→ GOAL: Transcribe the material in full. Nothing should differ except that the pictures are left out.

→ COLLECTED MATERIAL:
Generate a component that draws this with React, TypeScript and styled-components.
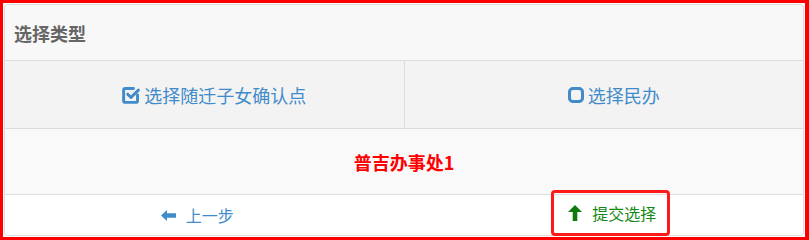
import React from 'react';
import styled, { createGlobalStyle } from 'styled-components';

const GlobalStyle = createGlobalStyle`
  html, body {
    margin: 0;
    padding: 0;
    background: #fff;
  }
  body {
    font-family: "Noto Sans CJK SC", "Liberation Sans", sans-serif;
  }
`;

// outer red highlight frame
const Frame = styled.div`
  width: 809px;
  height: 240px;
  box-sizing: border-box;
  border: solid #ff0000;
  border-width: 3px 4px 3px 3px;
  padding: 1px;
`;

const Panel = styled.div`
  height: 100%;
  box-sizing: border-box;
  border: 1px solid #ddd;
  border-radius: 4px;
  display: flex;
  flex-direction: column;
`;

const Heading = styled.div`
  height: 55px;
  display: flex;
  align-items: center;
  padding-left: 9px;
  background: #f8f8f8;
  border-bottom: 1px solid #ddd;
  border-radius: 3px 3px 0 0;
  color: #666;
  font-size: 18px;
  font-weight: bold;
`;

const OptionRow = styled.div`
  display: flex;
  height: 67px;
  background: #f3f3f3;
  border-bottom: 1px solid #ddd;
`;

const Option = styled.label`
  flex: 1;
  display: flex;
  align-items: center;
  justify-content: center;
  gap: 4px;
  padding-left: 20px;
  color: #428bca;
  font-size: 18px;
  cursor: pointer;
  & + & {
    border-left: 1px solid #ddd;
  }
`;

const OfficeRow = styled.div`
  height: 65px;
  display: flex;
  align-items: center;
  justify-content: center;
  background: #f9f9f9;
  border-bottom: 1px solid #ddd;
  color: #ff0000;
  font-size: 18px;
  font-weight: bold;
`;

const Footer = styled.div`
  height: 40px;
  display: flex;
  background: #fff;
  border-radius: 0 0 3px 3px;
`;

const FooterCell = styled.div<{ $shift: number }>`
  flex: 1;
  display: flex;
  align-items: center;
  justify-content: center;
  padding-left: ${p => (p.$shift > 0 ? p.$shift : 0)}px;
  padding-right: ${p => (p.$shift < 0 ? -p.$shift : 0)}px;
`;

const StepButton = styled.a<{ $color: string; $marked?: boolean }>`
  display: flex;
  align-items: center;
  gap: 10px;
  color: ${p => p.$color};
  font-size: 16px;
  text-decoration: none;
  cursor: pointer;
  box-sizing: border-box;
  ${p =>
    p.$marked &&
    `
    height: 46px;
    margin-bottom: 4px;
    padding: 0 11px 0 14px;
    border: 3px solid #ff1a1a;
    border-radius: 4px;
  `}
`;

const CheckSquareIcon = () => (
  <svg width="18" height="18" viewBox="1 1 22 22" fill="none" stroke="#428bca" strokeWidth="3.6" strokeLinecap="round" strokeLinejoin="round">
    <path d="M20 12v7a2 2 0 0 1-2 2H5a2 2 0 0 1-2-2V6a2 2 0 0 1 2-2h10" />
    <path d="M8 11l4 4 9-9" />
  </svg>
);

const SquareIcon = () => (
  <svg width="16" height="16" viewBox="1 1 22 22" fill="none" stroke="#428bca" strokeWidth="4.2">
    <rect x="3" y="3" width="18" height="18" rx="5" />
  </svg>
);

const ArrowLeft = () => (
  <svg width="15" height="11" viewBox="0 0 15 11">
    <polygon points="0,5.5 6,0 6,3.2 15,3.2 15,7.8 6,7.8 6,11" fill="#428bca" />
  </svg>
);

const ArrowUp = () => (
  <svg width="14" height="16" viewBox="0 0 14 16">
    <polygon points="7,0 14,7 9.3,7 9.3,16 4.7,16 4.7,7 0,7" fill="#0e7a0e" />
  </svg>
);

export default function App() {
  return (
    <>
      <GlobalStyle />
      <Frame>
        <Panel>
          <Heading>选择类型</Heading>
          <OptionRow>
            <Option>
              <CheckSquareIcon />
              选择随迁子女确认点
            </Option>
            <Option>
              <SquareIcon />
              选择民办
            </Option>
          </OptionRow>
          <OfficeRow>普吉办事处1</OfficeRow>
          <Footer>
            <FooterCell $shift={-11}>
              <StepButton $color="#428bca">
                <ArrowLeft />
                上一步
              </StepButton>
            </FooterCell>
            <FooterCell $shift={18}>
              <StepButton $color="#138a13" $marked>
                <ArrowUp />
                提交选择
              </StepButton>
            </FooterCell>
          </Footer>
        </Panel>
      </Frame>
    </>
  );
}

→ ANSWER FOR THE TASK:
Generate a component that draws this with React, TypeScript and styled-components.
import React from 'react';
import styled, { createGlobalStyle } from 'styled-components';

const GlobalStyle = createGlobalStyle`
  html, body {
    margin: 0;
    padding: 0;
    background: #fff;
  }
  body {
    font-family: "Noto Sans CJK SC", "Liberation Sans", sans-serif;
  }
`;

// outer red highlight frame
const Frame = styled.div`
  width: 809px;
  height: 240px;
  box-sizing: border-box;
  border: solid #ff0000;
  border-width: 3px 4px 3px 3px;
  padding: 1px;
`;

const Panel = styled.div`
  height: 100%;
  box-sizing: border-box;
  border: 1px solid #ddd;
  border-radius: 4px;
  display: flex;
  flex-direction: column;
`;

const Heading = styled.div`
  height: 55px;
  display: flex;
  align-items: center;
  padding-left: 9px;
  background: #f8f8f8;
  border-bottom: 1px solid #ddd;
  border-radius: 3px 3px 0 0;
  color: #666;
  font-size: 18px;
  font-weight: bold;
`;

const OptionRow = styled.div`
  display: flex;
  height: 67px;
  background: #f3f3f3;
  border-bottom: 1px solid #ddd;
`;

const Option = styled.label`
  flex: 1;
  display: flex;
  align-items: center;
  justify-content: center;
  gap: 4px;
  padding-left: 20px;
  color: #428bca;
  font-size: 18px;
  cursor: pointer;
  & + & {
    border-left: 1px solid #ddd;
  }
`;

const OfficeRow = styled.div`
  height: 65px;
  display: flex;
  align-items: center;
  justify-content: center;
  background: #f9f9f9;
  border-bottom: 1px solid #ddd;
  color: #ff0000;
  font-size: 18px;
  font-weight: bold;
`;

const Footer = styled.div`
  height: 40px;
  display: flex;
  background: #fff;
  border-radius: 0 0 3px 3px;
`;

const FooterCell = styled.div<{ $shift: number }>`
  flex: 1;
  display: flex;
  align-items: center;
  justify-content: center;
  padding-left: ${p => (p.$shift > 0 ? p.$shift : 0)}px;
  padding-right: ${p => (p.$shift < 0 ? -p.$shift : 0)}px;
`;

const StepButton = styled.a<{ $color: string; $marked?: boolean }>`
  display: flex;
  align-items: center;
  gap: 10px;
  color: ${p => p.$color};
  font-size: 16px;
  text-decoration: none;
  cursor: pointer;
  box-sizing: border-box;
  ${p =>
    p.$marked &&
    `
    height: 46px;
    margin-bottom: 4px;
    padding: 0 11px 0 14px;
    border: 3px solid #ff1a1a;
    border-radius: 4px;
  `}
`;

const CheckSquareIcon = () => (
  <svg width="18" height="18" viewBox="1 1 22 22" fill="none" stroke="#428bca" strokeWidth="3.6" strokeLinecap="round" strokeLinejoin="round">
    <path d="M20 12v7a2 2 0 0 1-2 2H5a2 2 0 0 1-2-2V6a2 2 0 0 1 2-2h10" />
    <path d="M8 11l4 4 9-9" />
  </svg>
);

const SquareIcon = () => (
  <svg width="16" height="16" viewBox="1 1 22 22" fill="none" stroke="#428bca" strokeWidth="4.2">
    <rect x="3" y="3" width="18" height="18" rx="5" />
  </svg>
);

const ArrowLeft = () => (
  <svg width="15" height="11" viewBox="0 0 15 11">
    <polygon points="0,5.5 6,0 6,3.2 15,3.2 15,7.8 6,7.8 6,11" fill="#428bca" />
  </svg>
);

const ArrowUp = () => (
  <svg width="14" height="16" viewBox="0 0 14 16">
    <polygon points="7,0 14,7 9.3,7 9.3,16 4.7,16 4.7,7 0,7" fill="#0e7a0e" />
  </svg>
);

export default function App() {
  return (
    <>
      <GlobalStyle />
      <Frame>
        <Panel>
          <Heading>选择类型</Heading>
          <OptionRow>
            <Option>
              <CheckSquareIcon />
              选择随迁子女确认点
            </Option>
            <Option>
              <SquareIcon />
              选择民办
            </Option>
          </OptionRow>
          <OfficeRow>普吉办事处1</OfficeRow>
          <Footer>
            <FooterCell $shift={-11}>
              <StepButton $color="#428bca">
                <ArrowLeft />
                上一步
              </StepButton>
            </FooterCell>
            <FooterCell $shift={18}>
              <StepButton $color="#138a13" $marked>
                <ArrowUp />
                提交选择
              </StepButton>
            </FooterCell>
          </Footer>
        </Panel>
      </Frame>
    </>
  );
}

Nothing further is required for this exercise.